General Information on Metabolic Pathways

ALBERTS, B. D., D. BRAY, K. HOPKIN, A. D. JOHNSON, J. LEWIS, M. RAFF, K. ROBERTS, AND P. WALTER, Essential Cell Biology, 4th ed., Garland Science, New York, 2013.

BLACK, J. G., AND L. J. BLACK, Microbiology: Principles and Applications, 9th ed., Wiley, Hoboken, NJ, 2014.

JAIN, R. K., M. KAPUR, S. LABANA, B. LAL, P. M. SARMA, D. BHATTACHARYA, AND I. S. THAKUR, Microbial Diversity: Application of Microorganisms for Biodegradation of Xenobiotics, Curr. Sci. 89(1): 101–112, 2005.

MADIGAN, M. T., J. M. MARTINKO, K. S. BINDER, D. H. BUCKLEY, AND D. A. STAHL, Brock Biology of Microorganisms, 14th ed., Pearson Education, New York, 2015.
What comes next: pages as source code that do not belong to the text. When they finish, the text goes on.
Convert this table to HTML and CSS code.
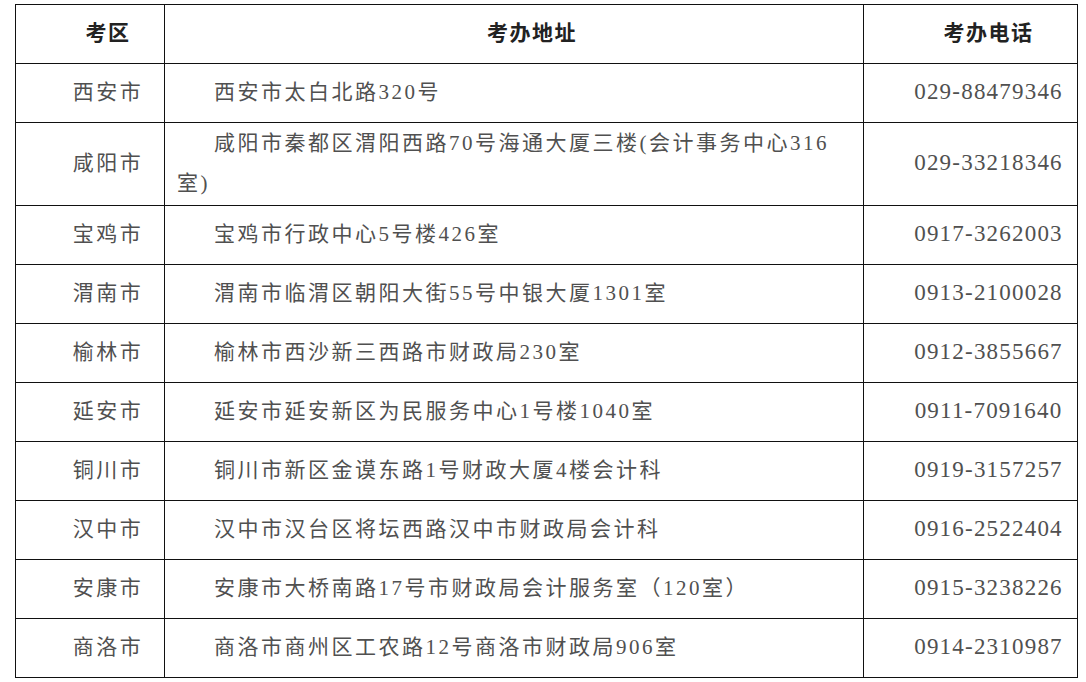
FILE: index.html
```html
<!DOCTYPE html>
<html lang="zh-CN">
<head>
<meta charset="utf-8">
<title>考办地址</title>
<link rel="stylesheet" href="styles.css">
</head>
<body>
<table class="exam-table">
  <colgroup>
    <col class="col-area">
    <col class="col-addr">
    <col class="col-tel">
  </colgroup>
  <thead>
    <tr>
      <th class="c-area">考区</th>
      <th class="c-addr-h">考办地址</th>
      <th class="c-tel">考办电话</th>
    </tr>
  </thead>
  <tbody>
    <tr><td class="c-area">西安市</td><td class="c-addr">西安市太白北路320号</td><td class="c-tel">029-88479346</td></tr>
    <tr><td class="c-area">咸阳市</td><td class="c-addr">咸阳市秦都区渭阳西路70号海通大厦三楼(会计事务中心316室)</td><td class="c-tel">029-33218346</td></tr>
    <tr><td class="c-area">宝鸡市</td><td class="c-addr">宝鸡市行政中心5号楼426室</td><td class="c-tel">0917-3262003</td></tr>
    <tr><td class="c-area">渭南市</td><td class="c-addr">渭南市临渭区朝阳大街55号中银大厦1301室</td><td class="c-tel">0913-2100028</td></tr>
    <tr><td class="c-area">榆林市</td><td class="c-addr">榆林市西沙新三西路市财政局230室</td><td class="c-tel">0912-3855667</td></tr>
    <tr><td class="c-area">延安市</td><td class="c-addr">延安市延安新区为民服务中心1号楼1040室</td><td class="c-tel">0911-7091640</td></tr>
    <tr><td class="c-area">铜川市</td><td class="c-addr">铜川市新区金谟东路1号财政大厦4楼会计科</td><td class="c-tel">0919-3157257</td></tr>
    <tr><td class="c-area">汉中市</td><td class="c-addr">汉中市汉台区将坛西路汉中市财政局会计科</td><td class="c-tel">0916-2522404</td></tr>
    <tr><td class="c-area">安康市</td><td class="c-addr">安康市大桥南路17号市财政局会计服务室（120室）</td><td class="c-tel">0915-3238226</td></tr>
    <tr><td class="c-area">商洛市</td><td class="c-addr">商洛市商州区工农路12号商洛市财政局906室</td><td class="c-tel">0914-2310987</td></tr>
  </tbody>
</table>
</body>
</html>
```

FILE: styles.css
```css
html, body {
  margin: 0;
  padding: 0;
  background: #ffffff;
}

body {
  padding: 4px 0 0 15px;
  font-family: "Liberation Serif", Tinos, "Noto Sans CJK SC", serif;
  font-size: 21px;
  color: #505050;
}

.exam-table {
  border-collapse: collapse;
  table-layout: fixed;
  width: 1062px;
}

.col-area { width: 149px; }
.col-addr { width: 699px; }
.col-tel  { width: 214px; }

.exam-table th,
.exam-table td {
  border: 1px solid #111;
  height: 56px;
  padding: 0 0 2px;
  line-height: 40px;
  letter-spacing: 2.5px;
  vertical-align: middle;
  font-weight: 400;
}

.exam-table th {
  color: #222;
  font-weight: 700;
  letter-spacing: 1.5px;
}

.exam-table .c-area,
.exam-table .c-tel,
.exam-table .c-addr-h {
  text-align: center;
  padding-left: 36px;
}

.exam-table td.c-tel {
  font-size: 23px;
  letter-spacing: 1.2px;
}

.exam-table th.c-tel {
  letter-spacing: 1.5px;
}

.exam-table .c-addr {
  text-align: left;
  padding-left: 12px;
  padding-right: 4px;
  text-indent: 37px;
}
```
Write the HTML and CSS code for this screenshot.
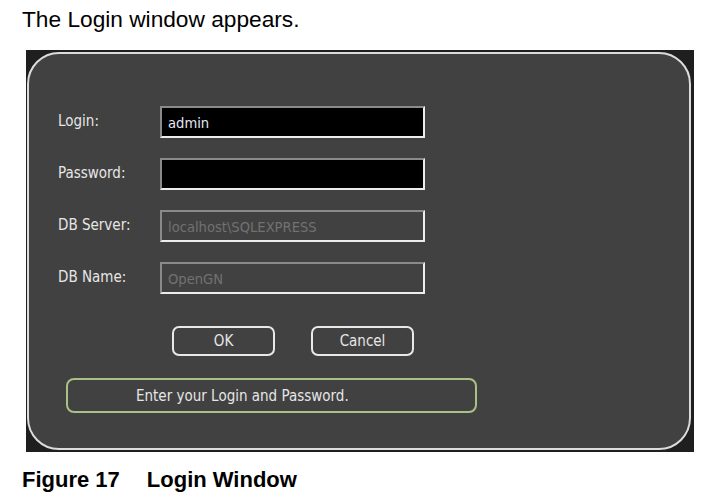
FILE: index.html
```html
<!DOCTYPE html>
<html lang="en">
<head>
    <meta charset="UTF-8">
    <title>Login Window</title>
    <link rel="stylesheet" href="styles.css">
</head>
<body>
    <p class="intro">The Login window appears.</p>

    <div class="shot">
        <div class="login-window">
            <div class="form">
                <div class="row">
                    <label for="login">Login:</label>
                    <input class="field" id="login" type="text" value="admin">
                </div>
                <div class="row">
                    <label for="password">Password:</label>
                    <input class="field" id="password" type="password">
                </div>
                <div class="row">
                    <label for="server">DB Server:</label>
                    <input class="field" id="server" type="text" value="localhost\SQLEXPRESS" disabled>
                </div>
                <div class="row">
                    <label for="dbname">DB Name:</label>
                    <input class="field" id="dbname" type="text" value="OpenGN" disabled>
                </div>
            </div>

            <div class="actions">
                <button class="btn" id="okButton">OK</button>
                <button class="btn" id="cancelButton">Cancel</button>
            </div>

            <div class="status">Enter your Login and Password.</div>
        </div>
    </div>

    <p class="caption"><span class="num">Figure 17</span>Login Window</p>
</body>
</html>
```

FILE: styles.css
```css
body {
    margin: 0;
    background-color: #fff;
    color: #000;
    font-family: 'Liberation Sans', Arial, sans-serif;
}

.intro {
    margin: 5px 0 0 22px;
    font-size: 22.7px;
    line-height: 28px;
}

.shot {
    width: 668px;
    height: 402px;
    margin: 17px 0 0 26px;
    padding: 2px 3px 2px 1px;
    box-sizing: border-box;
    background-color: #1f1f1f;
}

.login-window {
    height: 100%;
    box-sizing: border-box;
    border: 2px solid #dcdcdc;
    border-radius: 32px;
    background-color: #414141;
    padding: 52px 0 0 29px;
    font-family: 'DejaVu Sans Condensed', 'DejaVu Sans', sans-serif;
    font-size: 15px;
    color: #e6e6e6;
}

.form {
    display: flex;
    flex-direction: column;
    gap: 20px;
}

.row {
    display: flex;
    align-items: center;
}

.row label {
    width: 102px;
    margin-top: -3px;
}

.field {
    width: 265px;
    height: 32px;
    box-sizing: border-box;
    margin: 0;
    padding: 0 6px;
    border: 2px solid;
    border-color: #8a8a8a #ededed #ededed #8a8a8a;
    background-color: #000;
    color: #e4e8f4;
    font-family: 'DejaVu Sans Condensed', 'DejaVu Sans', sans-serif;
    font-size: 14.6px;
    outline: none;
}

.field:disabled {
    background-color: #414141;
    color: #717171;
}

.actions {
    display: flex;
    gap: 36px;
    margin: 32px 0 0 114px;
}

.btn {
    width: 103px;
    height: 30px;
    margin: 0;
    padding: 0;
    border: 2px solid #e8e8e8;
    border-radius: 7px;
    background-color: #414141;
    color: #e6e6e6;
    font-family: 'DejaVu Sans Condensed', 'DejaVu Sans', sans-serif;
    font-size: 15px;
}

.status {
    width: 411px;
    height: 35px;
    box-sizing: border-box;
    margin: 22px 0 0 8px;
    padding-left: 68px;
    border: 2px solid #a9c184;
    border-radius: 8px;
    display: flex;
    align-items: center;
    font-size: 15px;
}

.caption {
    margin: 15px 0 0 22px;
    font-size: 22px;
    line-height: 26px;
    font-weight: bold;
}

.caption .num {
    margin-right: 27px;
}
```
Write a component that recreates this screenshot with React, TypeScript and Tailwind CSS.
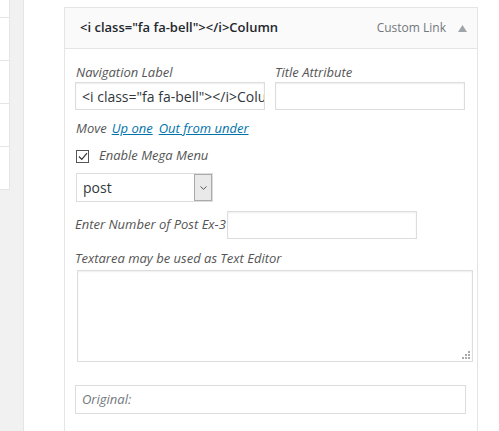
import React from "react";

const font = { fontFamily: '"Open Sans", "Liberation Sans", sans-serif' };

export default function App() {
  return (
    <div
      className="w-[499px] h-[431px] bg-[#f1f1f1] flex overflow-hidden text-[#555]"
      style={font}
    >
      {/* left strip */}
      <div className="w-[23px] flex-none">
        <div className="w-[10px] h-[190px] bg-white border-r border-b border-[#e5e5e5] flex flex-col">
          <div className="h-[18px] border-b border-[#e5e5e5]" />
          <div className="h-[43px] border-b border-[#e5e5e5]" />
          <div className="h-[43px] border-b border-[#e5e5e5]" />
          <div className="h-[43px] border-b border-[#e5e5e5]" />
        </div>
      </div>

      {/* main */}
      <div className="flex-1 bg-white border-l border-[#e5e5e5] pl-[40px] pt-[7px]">
        <div className="w-[414px] h-[430px] border border-b-0 border-[#e5e5e5] bg-white">
          {/* header */}
          <div className="h-[41px] bg-[#fafafa] border-b border-[#e5e5e5] flex items-center justify-between pl-[15px] pr-[10px]">
            <span className="text-[13px] font-semibold text-[#23282d] whitespace-nowrap">
              {'<i class="fa fa-bell"></i>Column'}
            </span>
            <div className="flex items-center gap-[12px]">
              <span className="text-[12px] text-[#72777c]">Custom Link</span>
              <svg width="9" height="7" viewBox="0 0 9 7">
                <path d="M4.5 0 L9 7 L0 7 Z" fill="#a0a5aa" />
              </svg>
            </div>
          </div>

          {/* body */}
          <div className="pl-[10px] pt-[14px] flex flex-col italic text-[13px]">
            <div className="flex gap-[10px]">
              <div className="w-[190px]">
                <div className="h-[18px] leading-[18px] pl-[1px]">Navigation Label</div>
                <div className="mt-[1px] h-[28px] border border-[#ddd] shadow-[inset_0_1px_2px_rgba(0,0,0,0.07)] flex items-center pl-[6px] overflow-hidden not-italic text-[14px] text-[#32373c] whitespace-nowrap">
                  {'<i class="fa fa-bell"></i>Column'}
                </div>
              </div>
              <div className="w-[190px]">
                <div className="h-[18px] leading-[18px]">Title Attribute</div>
                <div className="mt-[1px] h-[28px] border border-[#ddd] shadow-[inset_0_1px_2px_rgba(0,0,0,0.07)]" />
              </div>
            </div>

            <div className="mt-[9px] h-[18px] leading-[18px] pl-[1px] flex gap-[5px]">
              <span>Move</span>
              <span className="text-[#0073aa] underline">Up one</span>
              <span className="text-[#0073aa] underline ml-[1px]">Out from under</span>
            </div>

            <div className="mt-[10px] h-[18px] flex items-center pl-[1px]">
              <div className="w-[13px] h-[13px] border border-[#555] flex items-center justify-center bg-white">
                <svg width="10" height="9" viewBox="0 0 10 9">
                  <path d="M1 4.5 L3.8 7.3 L9 1.2" stroke="#333" strokeWidth="1.2" fill="none" />
                </svg>
              </div>
              <span className="ml-[10px]">Enable Mega Menu</span>
            </div>

            <div className="mt-[8px] ml-[1px] w-[137px] h-[29px] border border-[#ddd] flex not-italic">
              <div className="flex-1 flex items-center pl-[6px] text-[14px] text-[#32373c]">post</div>
              <div className="w-[18px] bg-[#e9e9e9] border border-[#aaa] flex items-center justify-center">
                <svg width="7" height="4" viewBox="0 0 7 4">
                  <path d="M0.5 0.5 L3.5 3.3 L6.5 0.5" stroke="#555" strokeWidth="1" fill="none" />
                </svg>
              </div>
            </div>

            <div className="mt-[9px] flex items-center">
              <span className="whitespace-nowrap">Enter Number of Post Ex-3</span>
              <div className="ml-[1px] w-[190px] h-[28px] border border-[#ddd] shadow-[inset_0_1px_2px_rgba(0,0,0,0.07)]" />
            </div>

            <div className="mt-[10px] h-[18px] leading-[18px]">Textarea may be used as Text Editor</div>
            <div className="mt-[3px] ml-[2px] w-[396px] h-[92px] border border-[#ddd] shadow-[inset_0_1px_2px_rgba(0,0,0,0.07)] flex items-end justify-end p-[2px]">
              <svg width="8" height="8" viewBox="0 0 8 8">
                <rect x="6" y="0" width="2" height="2" fill="#aaa" />
                <rect x="3" y="3" width="2" height="2" fill="#aaa" />
                <rect x="6" y="3" width="2" height="2" fill="#aaa" />
                <rect x="0" y="6" width="2" height="2" fill="#aaa" />
                <rect x="3" y="6" width="2" height="2" fill="#aaa" />
                <rect x="6" y="6" width="2" height="2" fill="#aaa" />
              </svg>
            </div>

            <div className="mt-[23px] w-[391px] h-[29px] border border-[#ddd] flex items-center pl-[6px] text-[#72777c]">
              Original:
            </div>
          </div>
        </div>
      </div>
    </div>
  );
}
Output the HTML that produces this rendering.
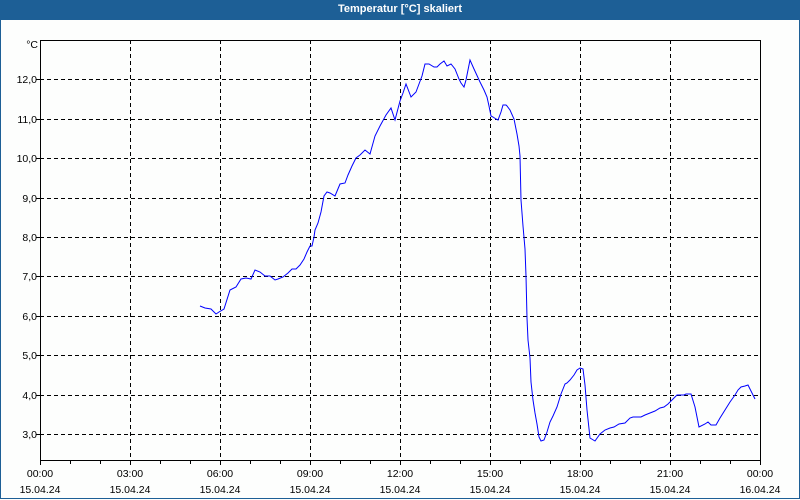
<!DOCTYPE html>
<html><head><meta charset="utf-8"><style>
html,body{margin:0;padding:0;background:#fdfefd;}
body{width:800px;height:500px;position:relative;overflow:hidden;font-family:"Liberation Sans",sans-serif;}
.hdr{position:absolute;left:0;top:0;width:800px;height:20px;background:#1d5f96;color:#fff;font-weight:bold;font-size:11px;text-align:center;line-height:19px;}
.frame{position:absolute;left:0;top:20px;width:798px;height:478px;border:1px solid #1d5f96;border-top:none;}
svg{position:absolute;left:0;top:0;}
text{font-family:"Liberation Sans",sans-serif;font-size:10.5px;fill:#000;}
</style></head><body>
<div class="hdr">Temperatur [°C] skaliert</div>
<div class="frame"></div>
<svg width="800" height="500">
<g stroke="#000" stroke-width="1" stroke-dasharray="4,3" shape-rendering="crispEdges">
<line x1="40" y1="79.5" x2="760" y2="79.5"/>
<line x1="40" y1="119.5" x2="760" y2="119.5"/>
<line x1="40" y1="158.5" x2="760" y2="158.5"/>
<line x1="40" y1="198.5" x2="760" y2="198.5"/>
<line x1="40" y1="237.5" x2="760" y2="237.5"/>
<line x1="40" y1="276.5" x2="760" y2="276.5"/>
<line x1="40" y1="316.5" x2="760" y2="316.5"/>
<line x1="40" y1="355.5" x2="760" y2="355.5"/>
<line x1="40" y1="395.5" x2="760" y2="395.5"/>
<line x1="40" y1="434.5" x2="760" y2="434.5"/>
<line x1="130.5" y1="40" x2="130.5" y2="461"/>
<line x1="220.5" y1="40" x2="220.5" y2="461"/>
<line x1="310.5" y1="40" x2="310.5" y2="461"/>
<line x1="400.5" y1="40" x2="400.5" y2="461"/>
<line x1="490.5" y1="40" x2="490.5" y2="461"/>
<line x1="580.5" y1="40" x2="580.5" y2="461"/>
<line x1="670.5" y1="40" x2="670.5" y2="461"/>
</g>
<g stroke="#000" stroke-width="1" shape-rendering="crispEdges" fill="none">
<path d="M40.5 40.5H760.5V460.5H40.5Z"/>
<path d="M40.5 461v4M70.5 461v3M100.5 461v3M130.5 461v4M160.5 461v3M190.5 461v3M220.5 461v4M250.5 461v3M280.5 461v3M310.5 461v4M340.5 461v3M370.5 461v3M400.5 461v4M430.5 461v3M460.5 461v3M490.5 461v4M520.5 461v3M550.5 461v3M580.5 461v4M610.5 461v3M640.5 461v3M670.5 461v4M700.5 461v3M730.5 461v3M760.5 461v4"/>
<path d="M36 79.5h4M36 119.5h4M36 158.5h4M36 198.5h4M36 237.5h4M36 276.5h4M36 316.5h4M36 355.5h4M36 395.5h4M36 434.5h4"/>
</g>
<g text-anchor="end">
<text x="38" y="48">°C</text>
<text x="37" y="83">12,0</text>
<text x="37" y="123">11,0</text>
<text x="37" y="162">10,0</text>
<text x="37" y="202">9,0</text>
<text x="37" y="241">8,0</text>
<text x="37" y="280">7,0</text>
<text x="37" y="320">6,0</text>
<text x="37" y="359">5,0</text>
<text x="37" y="399">4,0</text>
<text x="37" y="438">3,0</text>
</g>
<g text-anchor="middle">
<text x="40" y="477">00:00</text><text x="40" y="493">15.04.24</text>
<text x="130" y="477">03:00</text><text x="130" y="493">15.04.24</text>
<text x="220" y="477">06:00</text><text x="220" y="493">15.04.24</text>
<text x="310" y="477">09:00</text><text x="310" y="493">15.04.24</text>
<text x="400" y="477">12:00</text><text x="400" y="493">15.04.24</text>
<text x="490" y="477">15:00</text><text x="490" y="493">15.04.24</text>
<text x="580" y="477">18:00</text><text x="580" y="493">15.04.24</text>
<text x="670" y="477">21:00</text><text x="670" y="493">15.04.24</text>
<text x="760" y="477">00:00</text><text x="760" y="493">16.04.24</text>
</g>
<polyline fill="none" stroke="#0000ff" stroke-width="1" points="200,306 205,308 211,309 216,314 219,312 224,309 230,290 236,287 241,279 246,278 251,279 255,270 260,272 265,276 270,276 275,280 278,279 283,277 288,273 292,269 296,269 300,265 304,259 307,252 310,246 312,246 314,237 315,230 318,223 321,212 324,196 327,192 330,193 335,196 340,184 345,183 348,175 352,166 356,158 360,155 365,150 370,154 375,136 380,126 386,115 391,108 395,120 400,101 403,93 406,84 411,97 416,92 419,84 422,76 425,64 429,64 434,67 437,67 440,64 444,61 447,66 451,64 455,69 459,79 461,83 464,87 466,80 470,60 474,69 480,82 484,90 487,97 489,106 491,116 493,117 496,119 498,120 501,112 503,105 506,105 507,106 510,110 514,119 517,134 519,146 520,156 521,200 523,226 525,249 526,276 527,318 528,340 530,358 531,382 533,400 535,413 537,424 539,437 541,441 544,440 547,432 550,422 553,416 557,407 561,394 565,384 567,383 570,380 574,375 577,370 580,368 583,369 585,385 587,410 590,438 595,441 600,434 605,430 610,428 614,427 619,424 625,423 630,418 633,417 641,417 645,415 650,413 655,411 660,408 664,407 668,404 671,401 675,397 677,395 681,395 684,395 686,394 691,394 695,407 699,427 705,424 708,422 711,425 716,425 720,418 725,410 730,402 735,395 738,390 741,387 745,386 748,385 752,393 755,399"/>
</svg>
</body></html>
Specific Information on Interaction of Metabolism and Product Formation

CRUEGER, W., AND A. CRUEGER, Biotechnology. A Textbook of Industrial Microbiology (T. D. Brock, ed., English edition), 2d ed., Sinauer Associates, Sunderland, MA, 1990.

WAITES, M. J., N. L. MORGAN, J. S. ROCKEY, AND G. HIGTON, Industrial Microbiology: An Introduction, Blackwell Science, Malden, MA, 2001.


5.1. Cite the ATP-consuming and ATP-generating steps in glycolysis.

5.2. Briefly specify major functions of the TCA cycle.

5.3. What are the major control sites in glycolysis?

5.4. What is the Pasteur effect? Explain in terms of regulation of metabolic flow into a pathway.

5.5. How is glucose synthesized from pyruvate?

5.6. Explain the major functions of the dark and light reaction phases in photosynthesis.

5.7. What are the major differences between microbial and plant photosynthesis?

5.8. What is transamination? Provide an example.

5.9. Briefly explain the Crabtree effect.

5.10. What are the major steps in aerobic metabolism of hydrocarbons? What are the end products?

5.11. What is nitrogen fixation? Compare the aerobic and anaerobic nitrogen fixation mechanisms.

5.12. What are the major mechanisms for aerobic biodegradation of halogenated aromatics?

5.13. What are the major steps involved in degradation of nitroaromatics?